Henk was the co-founder and lead investor of my last company, iLovePhotos. He’s been a major inspiration in my life and truly embodies the rags to riches story (at one time he worked as a cabbie).
Growing up in a poor family with eight siblings, Henk got into computers and video games early in the 80s. He went to the University of Hawaii just so that he could take the computer related courses and have access to all the equipment. Once he took all the classes, he dropped out.

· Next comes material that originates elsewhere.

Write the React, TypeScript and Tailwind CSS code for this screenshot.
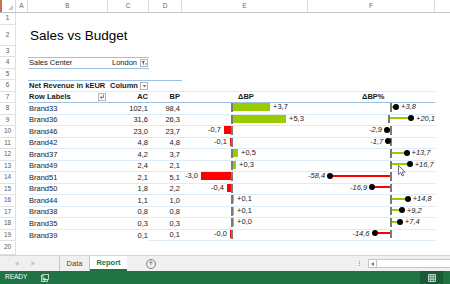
import type { ReactNode } from "react";

type Item = {
  brand: string;
  ac: string;
  bp: string;
  d: number;
  dl: string;
  p: number;
  pl: string;
};

const items: Item[] = [
  { brand: "Brand33", ac: "102,1", bp: "98,4", d: 3.7, dl: "+3,7", p: 3.8, pl: "+3,8" },
  { brand: "Brand36", ac: "31,6", bp: "26,3", d: 5.3, dl: "+5,3", p: 20.1, pl: "+20,1" },
  { brand: "Brand46", ac: "23,0", bp: "23,7", d: -0.7, dl: "-0,7", p: -2.9, pl: "-2,9" },
  { brand: "Brand42", ac: "4,8", bp: "4,8", d: -0.1, dl: "-0,1", p: -1.7, pl: "-1,7" },
  { brand: "Brand37", ac: "4,2", bp: "3,7", d: 0.5, dl: "+0,5", p: 13.7, pl: "+13,7" },
  { brand: "Brand49", ac: "2,4", bp: "2,1", d: 0.3, dl: "+0,3", p: 16.7, pl: "+16,7" },
  { brand: "Brand51", ac: "2,1", bp: "5,1", d: -3.0, dl: "-3,0", p: -58.4, pl: "-58,4" },
  { brand: "Brand50", ac: "1,8", bp: "2,2", d: -0.4, dl: "-0,4", p: -16.9, pl: "-16,9" },
  { brand: "Brand44", ac: "1,1", bp: "1,0", d: 0.1, dl: "+0,1", p: 14.8, pl: "+14,8" },
  { brand: "Brand38", ac: "0,8", bp: "0,8", d: 0.1, dl: "+0,1", p: 9.2, pl: "+9,2" },
  { brand: "Brand35", ac: "0,3", bp: "0,3", d: 0.04, dl: "+0,0", p: 7.4, pl: "+7,4" },
  { brand: "Brand39", ac: "0,1", bp: "0,1", d: -0.04, dl: "-0,0", p: -14.6, pl: "-14,6" },
];

// row number col, A, B, C, D, E, F, G
const COLS = "grid grid-cols-[16px_12px_80px_41px_33px_126px_127px_1fr]";
const GREEN = "bg-[#99cc00]";
const RED = "bg-[#ff0000]";

function RowNum({ n }: { n: number }) {
  return (
    <div className="flex items-center justify-center border-r border-b border-[#e1e1e1] text-[6.5px] text-[#5a5a5a]">
      {n}
    </div>
  );
}

function Row({ n, h, children }: { n: number; h: string; children?: ReactNode }) {
  return (
    <div className={`${COLS} ${h}`}>
      <RowNum n={n} />
      <div />
      {children}
    </div>
  );
}

function DropBox({ children }: { children: ReactNode }) {
  return (
    <span className="flex h-[8px] w-[8px] items-center justify-center border border-[#b5b5b5] bg-white">
      {children}
    </span>
  );
}

function DeltaBar({ d, label }: { d: number; label: string }) {
  const w = Math.max(Math.abs(d) * 10, 1);
  return (
    <div className="flex">
      <div className="flex w-[49px] items-center justify-end">
        {d < 0 ? (
          <>
            <span className="mr-[3px]">{label}</span>
            <div className={`h-[8px] ${RED}`} style={{ width: w }} />
          </>
        ) : null}
      </div>
      <div className="-mb-px w-[2px] bg-[#7a7a7a]" />
      <div className="flex flex-1 items-center">
        {d >= 0 ? (
          <>
            <div className={`h-[8px] ${GREEN}`} style={{ width: w }} />
            <span className="ml-[3px]">{label}</span>
          </>
        ) : null}
      </div>
    </div>
  );
}

function Lollipop({ p, label }: { p: number; label: string }) {
  const len = Math.abs(p) * 1.06;
  return (
    <div className="flex">
      <div className="flex w-[82px] items-center justify-end">
        {p < 0 ? (
          <>
            <span className="mr-[2px] italic">{label}</span>
            <div className="relative -mr-[3px] h-[6px] w-[6px] rounded-full bg-black" />
            <div className={`h-[2px] ${RED}`} style={{ width: len }} />
          </>
        ) : null}
      </div>
      <div className="-mb-px w-[2px] bg-[#7a7a7a]" />
      <div className="flex flex-1 items-center">
        {p >= 0 ? (
          <>
            <div className={`h-[2px] ${GREEN}`} style={{ width: len }} />
            <div className="relative -ml-[3px] h-[6px] w-[6px] rounded-full bg-black" />
            <span className="ml-[2px] italic">{label}</span>
          </>
        ) : null}
      </div>
    </div>
  );
}

export default function App() {
  return (
    <div className="relative flex h-[284px] w-[450px] flex-col overflow-hidden bg-white font-['Liberation_Sans',Arial,sans-serif] text-[7.5px] leading-none text-[#1a1a1a]">
      {/* column letters */}
      <div className={`${COLS} h-[13px] shrink-0 border-b border-[#c4c4c4] text-[6.5px] text-[#666]`}>
        <div className="relative border-r border-l-2 border-r-[#dcdcdc] border-l-[#d06a50]">
          <svg className="absolute right-[2px] bottom-[2px]" width="5" height="5" viewBox="0 0 5 5">
            <path d="M5 0V5H0Z" fill="#c8c8c8" />
          </svg>
        </div>
        {["A", "B", "C", "D", "E", "F"].map((c) => (
          <div key={c} className="flex items-center justify-center border-r border-[#dcdcdc]">
            {c}
          </div>
        ))}
        <div />
      </div>

      {/* sheet */}
      <div className="min-h-0 flex-1 overflow-hidden">
        <Row n={1} h="h-[12px]" />
        <Row n={2} h="h-[20.5px]">
          <div className="col-span-6 flex items-center pl-[2px] text-[13.5px] text-black">Sales vs Budget</div>
        </Row>
        <Row n={3} h="h-[11.5px]" />
        <Row n={4} h="h-[11.5px]">
          <div className="flex items-center border-y border-[#9bc2e6] pl-[1px]">Sales Center</div>
          <div className="flex items-center justify-end gap-[3px] border-y border-[#9bc2e6] pr-[1px]">
            London
            <DropBox>
              <svg width="6" height="6" viewBox="0 0 6 6">
                <path d="M0.5 1H4L2.8 2.6V5L1.8 4.3V2.6Z" fill="#555" />
                <path d="M4 3.5H6L5 5Z" fill="#555" />
              </svg>
            </DropBox>
          </div>
        </Row>
        <Row n={5} h="h-[11.5px]" />
        <Row n={6} h="h-[11.5px]">
          <div className="flex items-center border-t border-b border-t-[#9bc2e6] border-b-[#ddebf7] pl-[1px] font-bold whitespace-nowrap">
            Net Revenue in kEUR
          </div>
          <div className="flex items-center justify-between border-t border-b border-t-[#9bc2e6] border-b-[#ddebf7] pr-[1px] pl-[2px] font-bold">
            Column
            <DropBox>
              <svg width="5" height="4" viewBox="0 0 5 4">
                <path d="M0.5 1H4.5L2.5 3.3Z" fill="#777" />
              </svg>
            </DropBox>
          </div>
          <div className="border-t border-b border-t-[#9bc2e6] border-b-[#ddebf7]" />
          <div className="border-b border-[#ddebf7]" />
          <div className="border-b border-[#ddebf7]" />
        </Row>
        <Row n={7} h="h-[11.5px]">
          <div className="flex items-center justify-between border-b border-[#9bc2e6] pr-[2px] pl-[1px] font-bold">
            Row Labels
            <DropBox>
              <svg width="6" height="6" viewBox="0 0 6 6">
                <path d="M4.5 0.5V3.5H1.5M2.8 2.2L1.3 3.5L2.8 4.8" stroke="#666" strokeWidth="0.8" fill="none" />
              </svg>
            </DropBox>
          </div>
          <div className="flex items-center justify-end border-b border-[#9bc2e6] pr-[1px] font-bold">AC</div>
          <div className="flex items-center justify-end border-b border-[#9bc2e6] pr-[2px] font-bold">BP</div>
          <div className="flex items-center border-b border-[#9bc2e6] pl-[56px] font-bold">ΔBP</div>
          <div className="flex items-center border-b border-[#9bc2e6] pl-[54px] font-bold">ΔBP%</div>
        </Row>
        {items.map((it, i) => {
          const last = i === items.length - 1;
          const line = last ? "" : "border-b border-[#ddebf7]";
          return (
            <Row key={it.brand} n={8 + i} h="h-[11.5px]">
              <div className={`flex items-center pl-[1px] ${line}`}>{it.brand}</div>
              <div className={`flex items-center justify-end pr-[1px] ${line}`}>{it.ac}</div>
              <div className="flex items-center justify-end border-b border-[#ddebf7] pr-[2px]">{it.bp}</div>
              <div className="border-b border-[#ddebf7]">
                <DeltaBar d={it.d} label={it.dl} />
              </div>
              <div className="border-b border-[#ddebf7]">
                <Lollipop p={it.p} label={it.pl} />
              </div>
            </Row>
          );
        })}
        <Row n={20} h="h-[14px]" />
      </div>

      {/* sheet tabs */}
      <div className="flex h-[16px] shrink-0 items-stretch border-t border-[#d4d4d4] bg-[#f0f0f0] text-[7.5px]">
        <div className="flex w-[59px] items-center gap-[12px] pl-[15px]">
          <svg width="4" height="5" viewBox="0 0 4 5">
            <path d="M3.5 0V5L0 2.5Z" fill="#c4c4c4" />
          </svg>
          <svg width="4" height="5" viewBox="0 0 4 5">
            <path d="M0.5 0V5L4 2.5Z" fill="#c4c4c4" />
          </svg>
        </div>
        <div className="flex w-[31px] items-center justify-center border-x border-[#c6c6c6] text-[#444]">Data</div>
        <div className="flex w-[37px] items-center justify-center border-b-2 border-[#217346] bg-white font-bold text-[#217346]">
          Report
        </div>
        <div className="ml-[19px] flex items-center">
          <span className="flex h-[10px] w-[10px] items-center justify-center rounded-full border border-[#808080] text-[9px] leading-none text-[#666]">
            +
          </span>
        </div>
        <div className="flex-1" />
        <div className="mr-[8px] flex flex-col items-center justify-center gap-[1px]">
          <span className="h-[1px] w-[1px] bg-[#999]" />
          <span className="h-[1px] w-[1px] bg-[#999]" />
          <span className="h-[1px] w-[1px] bg-[#999]" />
        </div>
        <div className="flex items-center">
          <span className="flex h-[9px] w-[9px] items-center justify-center border border-[#c6c6c6] bg-white">
            <svg width="3" height="4" viewBox="0 0 3 4">
              <path d="M3 0V4L0 2Z" fill="#777" />
            </svg>
          </span>
          <span className="h-[9px] w-[73px] border-y border-[#c6c6c6] bg-white" />
        </div>
      </div>

      {/* status bar */}
      <div className="flex h-[13px] shrink-0 items-center bg-[#217346] text-[6.5px] text-white">
        <span className="pl-[5px]">READY</span>
        <svg className="ml-[14px]" width="8" height="8" viewBox="0 0 8 8">
          <rect x="0.5" y="1.5" width="6" height="6" fill="none" stroke="#e6efe9" strokeWidth="0.8" />
          <rect x="2" y="0.5" width="5.5" height="5" fill="#217346" stroke="#e6efe9" strokeWidth="0.8" />
          <circle cx="3.5" cy="5.5" r="1.3" fill="#e6efe9" />
        </svg>
        <div className="flex-1" />
        <div className="mr-[7px] flex h-full w-[23px] items-center justify-center bg-[#185c37]">
          <svg width="8" height="8" viewBox="0 0 8 8">
            <path d="M0.5 0.5H7.5V7.5H0.5ZM0.5 2.8H7.5M0.5 5.2H7.5M2.8 0.5V7.5M5.2 0.5V7.5" stroke="#e8f0eb" strokeWidth="0.8" fill="none" />
          </svg>
        </div>
      </div>

      {/* mouse pointer */}
      <svg className="absolute top-[165px] left-[398px]" width="8" height="12" viewBox="0 0 8 12">
        <path d="M0.5 0.5V9.5L2.7 7.5L4.2 11L5.6 10.4L4.1 7H7.2Z" fill="white" stroke="#333" strokeWidth="0.7" />
      </svg>
    </div>
  );
}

At the time he hunkered down and wrote the first role playing game in Japan called The Black Onyx. After a brief stumble, the game turned out to be a massive hit. As his company grew, he travelled the world looking for games to publish and came across Tetris. The Tetris licensing story is, itself, worthy of a James Bond movie. Lots of Soviet agencies and multi-national companies vied to prevent Henk from obtaining rights to the game. Henk become good friends with the actual creator of Tetris, Alexey Pajitnov, and struck a deal with Nintendo. Through sheer perseverance and audacity he was able to gradually secure all the rights to the game over a span of 20 years.
Now, of course, Tetris is worth hundreds of millions of dollars and is the most popular casual game in the world (even Google recently celebrated it’s 25th Anniversary). It’s easy to write it off as luck. But consider how many games are created each year and just how simple Tetris is – colorful falling blocks that form lines. The funny thing about luck is just how much work it takes. Henk has spent the last 25 years making Tetris into a “lucky” global phenomenon.
A couple years ago, I was really struggling with some issues at the company. I asked Henk for some advice and he said, “if it was easy, everyone would do it.” I remember that line every time I encounter a challenge.